From The Living Church:
POSTED ON: October 2, 2009
During the past decade, the Episcopal Church has participated in
approximately 60 court cases concerning property ownership. These cases
involve, to one degree or another, the Dennis Canon, named for the late Rt.
Rev. Walter Dennis, former bishop suffragan of the Diocese of New York. The
Dennis Canon says this:
"All real and personal property held by or for the benefit of any parish,
mission or congregation is held in trust for this church and the diocese
thereof in which such parish, mission or congregation is located. The
existence of this trust, however, shall in no way limit the power and
authority of the parish, mission or congregation otherwise existing over
such property so long as the particular parish, mission or congregation
remains a part of, and subject to, this church and its Constitution and
The Supreme Court of South Carolina ruled in September that the Dennis Canon
does not apply to the formerly Episcopal parish of All Saints Church in
Pawleys Island, S.C., because that parish predates the Episcopal Church.

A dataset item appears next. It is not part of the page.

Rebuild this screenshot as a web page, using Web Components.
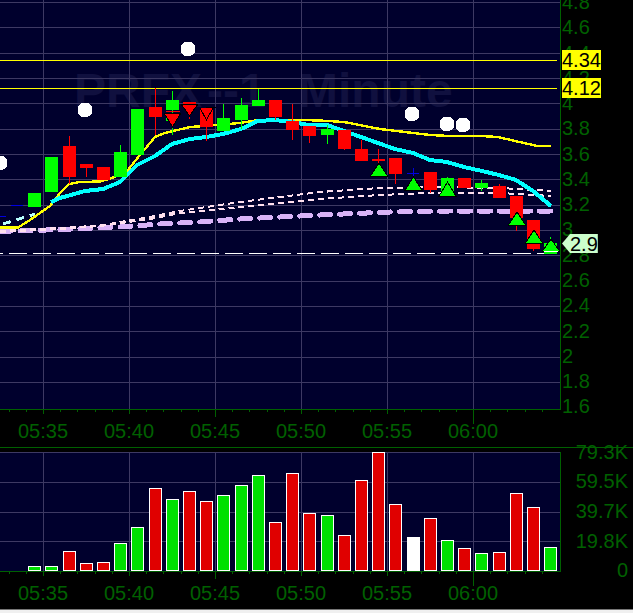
<!DOCTYPE html>
<html><head><meta charset="utf-8"><title>PRFX - 1 Minute</title>
<style>
html,body{margin:0;padding:0;background:#000;height:613px;overflow:hidden}
body{font-family:"Liberation Sans",Arial,sans-serif}
</style></head><body>
<stock-chart>
  <price-pane slot="price">
    <span slot="axis">4.8</span><span slot="axis">4.6</span><span slot="axis">4.4</span><span slot="axis">4.2</span><span slot="axis">4</span><span slot="axis">3.8</span><span slot="axis">3.6</span><span slot="axis">3.4</span><span slot="axis">3.2</span><span slot="axis">3</span><span slot="axis">2.8</span><span slot="axis">2.6</span><span slot="axis">2.4</span><span slot="axis">2.2</span><span slot="axis">2</span><span slot="axis">1.8</span><span slot="axis">1.6</span>
    <price-tag slot="tags" style="--top:50px;--left:1px;--bg:#ffff00">4.34</price-tag>
    <price-tag slot="tags" style="--top:78px;--left:1px;--bg:#ffff00">4.12</price-tag>
    <price-tag slot="tags" style="--top:234px;--left:1px;--bg:#ccffcc" arrow>2.9</price-tag>
  </price-pane>
  <time-axis slot="t1"><span>05:35</span><span>05:40</span><span>05:45</span><span>05:50</span><span>05:55</span><span>06:00</span></time-axis>
  <volume-pane slot="vol"><span>79.3K</span><span>59.5K</span><span>39.7K</span><span>19.8K</span><span>0</span></volume-pane>
  <time-axis slot="t2"><span>05:35</span><span>05:40</span><span>05:45</span><span>05:50</span><span>05:55</span><span>06:00</span></time-axis>
</stock-chart>
<script>
const BG='#00002d',GRID='#3d3963',AX='#006000';
const VX=[43,129,215,301,387,473];
const pts=a=>a.map(p=>p.join(',')).join(' ');
const rect=(x,y,w,h,f,extra='')=>`<rect x="${x}" y="${y}" width="${w}" height="${h}" fill="${f}" ${extra}/>`;
const line=(a,c,w,extra='')=>`<polyline points="${pts(a)}" fill="none" stroke="${c}" stroke-width="${w}" stroke-linejoin="round" ${extra}/>`;

class StockChart extends HTMLElement{
  constructor(){super();this.attachShadow({mode:'open'}).innerHTML=`<style>
  :host{display:flex;flex-direction:column;width:633px;height:613px;background:#000;overflow:hidden;position:relative}
  .rule{height:1px;background:${AX};flex:none}
  .gap{height:4px;flex:none}
  .strip{height:3px;background:#f0f0f0;border-top:1px solid #777;flex:none;margin-top:auto}
  </style><slot name="price"></slot><slot name="t1"></slot><div class="rule"></div><div class="gap"></div><slot name="vol"></slot><slot name="t2"></slot><div class="strip"></div>`;}
}
class PricePane extends HTMLElement{
  constructor(){super();
    const c=[
      [34,193,207,0,0,'g'],[51,157,192,0,0,'g'],[69,146,177,136,184,'r'],[86,164,168,164,177,'r'],[103,167,180,0,0,'r'],
      [120,152,177,145,177,'g'],[137,109,155,0,0,'g'],[155,107,117,88,135,'r'],[172,100,110,91,135,'g'],[206,108,127,108,141,'r'],
      [223,118,131,104,131,'g'],[241,105,120,98,129,'g'],[258,100,106,89,106,'g'],[275,100,117,100,120,'r'],[292,121,130,104,140,'r'],
      [309,126,136,126,143,'r'],[327,129,135,125,144,'g'],[344,130,149,130,150,'r'],[361,149,161,140,161,'r'],[395,158,174,158,184,'r'],
      [430,172,190,172,193,'r'],[447,178,195,177,195,'g'],[464,178,188,0,0,'r'],[481,183,188,180,191,'g'],[499,186,198,184,198,'r'],
      [516,196,218,196,231,'r'],[533,220,249,220,251,'r'],[550,243,254,237,254,'g']];
    const col={g:'#00ff00',r:'#ff0000'};
    let s='';
    for(const x of VX) s+=rect(x,0,1,409,GRID);
    for(let i=0;i<16;i++) s+=rect(0,Math.round(2+i*25.33),560,1,GRID);
    s+=rect(0,60,557,1,'#ffff00')+rect(0,88,557,1,'#ffff00');
    s+=rect(0,253,3,1,'#fff');
    for(let x=9;x<557;x+=24) s+=rect(x,253,Math.min(18,557-x),1,'#fff');
    s+=line([[0,231],[20,231],[60,229.5],[120,227],[160,224],[200,222],[240,219],[280,217],[320,215],[390,212],[450,211],[551,211]],'#d9b3f7',5,`stroke-linecap="round" stroke-dasharray="11 9"`);
    s+=line([[0,231],[60,228],[100,225.5],[150,217],[180,211],[240,202],[320,192],[380,188],[430,187],[500,188],[551,191]],'#ffe0ee',2,`stroke-dasharray="6 4"`);
    s+=line([[0,232],[60,229],[100,226],[150,219],[180,213],[240,207],[320,199],[380,195],[430,193],[500,193],[551,196]],'#ffe0ee',2,`stroke-dasharray="6 4"`);
    s+=line([[3,224],[35,214]],'#b8ffff',3,`stroke-dasharray="8 6"`);
    s+=rect(11,205,12,1,'#0000e0')+rect(0,216,6,1,'#0000e0');
    s+=line([[0,227.5],[18,227.5],[30,220],[50,206],[60,193],[69,184],[80,182],[100,181.5],[112,178],[128,170],[140,155],[155,137],[165,133],[190,127],[205,126],[240,123],[258,120],[300,120],[320,120.5],[344,122],[380,129],[430,135],[450,136],[480,136],[498,137],[515,141],[533,145],[537,146],[551,146]],'#ffff00',2.4);
    s+=line([[51,202],[60,198],[85,191],[103,189],[120,182],[137,165],[155,156],[172,144],[190,139],[206,137],[223,134],[241,129],[258,121],[275,120],[292,122],[309,125],[327,125],[344,131],[361,137],[395,149],[413,153],[430,160],[447,162],[464,167],[482,171],[499,175],[516,180],[533,191],[551,206]],'#00ffff',4);
    for(const [x,t,b,wt,wb,k] of c){
      if(wt) s+=rect(x,wt,1,wb-wt,col[k]);
      s+=rect(x-6,t,13,b-t,col[k]);
    }
    s+=rect(166,117,4,4,'#00ff00');
    s+=rect(166,111,14,1,'#ff0000')+rect(183,102,13,2,'#ff0000')+rect(189,112,1,7,'#ff0000')+rect(172,123,1,6,'#00ff00');
    s+=rect(372,159,13,2,'#ff0000')+rect(378,149,1,16,'#ff0000');
    s+=rect(407,173,12,1,'#0000e0')+rect(413,168,1,11,'#0000e0');
    const down=(x,t,h)=>`<polygon points="${x-8},${t-1} ${x+9},${t-1} ${x+.5},${t+h+1}" fill="#ff0000" stroke="#000" stroke-width="1"/>`;
    s+=down(172,114,12)+down(189,105,10);
    s+=`<polyline points="200,108 206.5,120 213,108" fill="none" stroke="#000" stroke-width="1"/>`+rect(206,107,10,1,'#000');
    const up=(x,t,h)=>`<polygon points="${x-8},${t+h+1} ${x+9},${t+h+1} ${x+.5},${t-1}" fill="#00ff00" stroke="#000" stroke-width="1"/>`;
    s+=up(378.5,164,11)+up(413,178,11)+up(447,183,12)+up(516.5,213,11)+up(533.5,231,11)+up(550.5,240,10);
    s+=rect(544,251,14,1,'#fff');
    for(const [x,y] of [[188,49],[85,110],[0,163],[412,114],[447,124],[463,125]]) s+=`<circle cx="${x}" cy="${y}" r="7.5" fill="#fff"/>`;
    s+=rect(560,0,1,410,AX)+rect(0,409,561,1,AX);
    this.attachShadow({mode:'open'}).innerHTML=`<style>
    :host{display:flex;width:633px;height:410px;flex:none;font:20px "Liberation Sans",Arial,sans-serif}
    .plot{position:relative;width:561px;height:410px;background:${BG};flex:none;overflow:hidden}
    .wm{position:absolute;left:74px;top:63px;font:bold 48px/55px "Liberation Sans",Arial,sans-serif;color:#10103f;white-space:pre;word-spacing:19px}
    .wm span{margin-left:5px}
    svg{position:relative;display:block}
    .axis{position:relative;flex:1;display:flex;flex-direction:column;margin-top:-9.95px;padding-left:1px;color:${AX}}
    ::slotted(span){display:block;height:25.27px;line-height:25.27px;flex:none}
    </style><div class="plot"><div class="wm">PRFX<span>--1</span> Minute</div><svg width="561" height="410" shape-rendering="crispEdges">${s}</svg></div>
    <div class="axis"><slot name="axis"></slot><div style="position:absolute;left:0;top:9.95px"><slot name="tags"></slot></div></div>`;}
}
class PriceTag extends HTMLElement{
  constructor(){super();this.attachShadow({mode:'open'}).innerHTML=`<style>
  :host{position:absolute;top:var(--top);left:var(--left);height:20px;background:var(--bg);color:#000;font:20px/20px "Liberation Sans",Arial,sans-serif;white-space:nowrap}
  :host([arrow]){padding-left:8px;height:19px;clip-path:polygon(0 50%,8px 0,100% 0,100% 100%,8px 100%)}
  </style><slot></slot>`;}
}
class TimeAxis extends HTMLElement{
  constructor(){super();
    let s='';
    for(let i=-2;i<30;i++){s+=rect(Math.round(43+i*17.2),0,1,2,AX);}
    VX.forEach((x,i)=>{const h=i==5?14:i==2?7:4;s+=rect(x,0,1,h,AX);});
    this.attachShadow({mode:'open'}).innerHTML=`<style>
    :host{display:block;height:37px;flex:none;color:${AX};font:20px/20px "Liberation Sans",Arial,sans-serif}
    svg{display:block}
    .row{display:flex;margin-top:-3px}
    ::slotted(span){width:86px;text-align:center;flex:none;display:block}
    </style><svg width="561" height="14" shape-rendering="crispEdges">${s}</svg><div class="row"><slot></slot></div>`;}
}
class VolumePane extends HTMLElement{
  constructor(){super();
    const v=[[34,566,'g'],[51,566,'g'],[69,551,'r'],[86,563,'r'],[103,562,'r'],[120,543,'g'],[137,527,'g'],[155,488,'r'],[172,499,'g'],[189,491,'r'],[206,501,'r'],[223,495,'g'],[241,485,'g'],[258,475,'g'],[275,522,'r'],[292,473,'r'],[309,513,'r'],[327,515,'g'],[344,535,'r'],[361,480,'r'],[378,452,'r'],[395,504,'r'],[413,537,'w'],[430,518,'r'],[447,540,'g'],[464,548,'r'],[481,553,'g'],[499,552,'r'],[516,493,'r'],[533,507,'r'],[550,547,'g']];
    const col={g:'#00e000',r:'#e00000',w:'#ffffff'};
    let s='';
    for(const x of VX) s+=rect(x,0,1,119,GRID);
    for(const y of [0,30,60,89]) s+=rect(0,y,560,1,GRID);
    for(const [x,t,k] of v) s+=`<rect x="${x-5.5}" y="${t-452+.5}" width="12" height="${570-t}" fill="${col[k]}" stroke="#fff" stroke-width="1"/>`;
    s+=rect(560,0,1,120,AX)+rect(0,119,561,1,AX);
    this.attachShadow({mode:'open'}).innerHTML=`<style>
    :host{display:flex;width:633px;height:120px;flex:none;font:20px "Liberation Sans",Arial,sans-serif}
    .plot{width:561px;height:120px;background:${BG};flex:none}
    svg{display:block}
    .axis{flex:1;color:${AX};margin-top:-14.35px;padding-right:5px;text-align:right;position:relative}
    ::slotted(span){display:block;height:29.7px;line-height:29.7px}
    </style><div class="plot"><svg width="561" height="120" shape-rendering="crispEdges">${s}</svg></div><div class="axis"><slot></slot></div>`;}
}
customElements.define('stock-chart',StockChart);
customElements.define('price-pane',PricePane);
customElements.define('price-tag',PriceTag);
customElements.define('time-axis',TimeAxis);
customElements.define('volume-pane',VolumePane);
</script>
</body></html>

Many conservatives have greeted that ruling with joy, and they hope it sets
a legal precedent across the nation.
We are not ready to join the celebration. Conservatives who expect the South
Carolina ruling to establish a widespread precedent ought to ponder the
legal differences between a congregation founded in the Colonial era and one
founded since the establishment of the Episcopal Church.
Further, the Dennis Canon accurately describes the relationship between a
congregation and a diocese, at least within a church that strives, however
imperfectly, for catholic order. Conservatives cannot afford to play a
semantic game that salutes catholic order as a concept (as in the Anglican
Communion's nascent covenant) but rejects it in daily practice because
expensive property is at stake.
We do not believe a property lawsuit is the best response to a
congregation's departure from the Episcopal Church. The number and intensity
of lawsuits involving the Episcopal Church should be a source of shame for
anyone who takes seriously these words of St. Paul: "The very fact that you
have lawsuits among you means you have been completely defeated already. Why
not rather be wronged? Why not rather be cheated? Instead, you yourselves
cheat and do wrong, and you do this to your brothers" (1 Cor. 6:7-8).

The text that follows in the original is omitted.